The Future of the IoT
The Future of the IoT¶
The future of IoT can be split into 3 different areas:
Making IoT much more easily accessible.
Minimising the negative connotations around IoT systems.
Improving on the benefits IoT systems offer over previous technologies.
The major accessibility issues many persons have with both consumer IoT and enterprise IoT systems is that it is usually expensive to implement. For most IoT systems there are 3 key ways in which the costs can be reduced: by using LPWANs (Low-Power Wide Area Networks), cheaper sensors and software tools.
LPWAN networks support a greater number of devices connected to the network while using less power to run over a wider area range. This network is optimised for sensors and hardware devices that are fully autonomous and don’t need a lot of human interaction. By being a network that facilitates only simple devices that do not generate lots of network traffic, this network becomes a cost-efficient, optimal way to connect devices over an IoT system. Some of the most popular LPWANs are LoRa (developed by SemTech) and NarrowBand - Internet of Things (NB-IoT).

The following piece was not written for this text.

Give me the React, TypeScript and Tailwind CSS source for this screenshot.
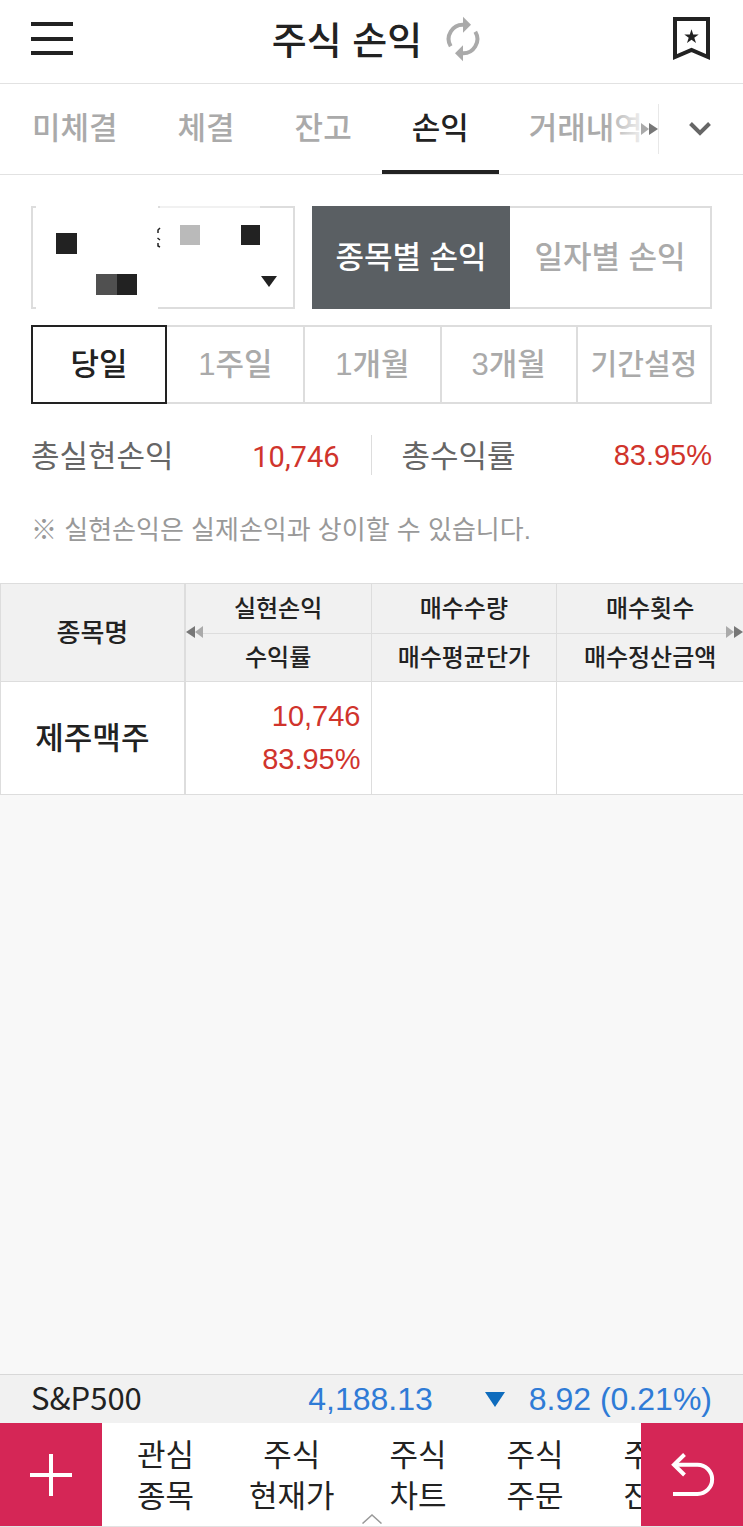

These LPWANs usually require sensors with their own branded chipset, with specific software tools developed to allow for interconnectivity with their own devices. With more tech companies entering the business of IoT, competition can drive the prices of IoT hardware down to competitive rates. By companies developing their own infrastructure for an IoT system, the issue of flexibility (the ability to facilitate new IoT devices within the IoT framework) can also be dealt with. As developers become more experienced using LPWANs, the complexity issue of IoT systems can be resolved.
IoT implementations will become more advanced as other technologies also improve. We may see the advent of Home Robots as an improvement on IoT homes. Autonomous vehicles are already being developed, but with road safety being an important factor that may be further down the line. With improvements in AI, IoT systems will improve as well. Techniques such as Natural Language Processing (NLP) and video analytics can lead to voice identification security as a security factor, and better video identification for home security systems.
In the future, IoT will become invisible. IoT devices will become so commonplace that they won’t be acknowledged as a technological innovation. Eventually it will be strange to not have real time analysis and monitoring in all business environments. Checking devices manually will become a thing of the past, why check them when you will get a notification if anything is not operating as it should? AI will tell you when certain actions need to be taken.
Health care will be data-driven, with human error being eliminated wherever it can be. Households will be maintained by IoT systems, lights turned on just before someone gets home from work, doors locked after a certain time when the system knows no one is home, thermostats controlled based on a person’s sleeping pattern. Groceries will be ordered online when the smart fridge detects a shortage of certain items.
The future of IoT is very broad, and with further advancements in complementary technologies, the possibilities are limitless.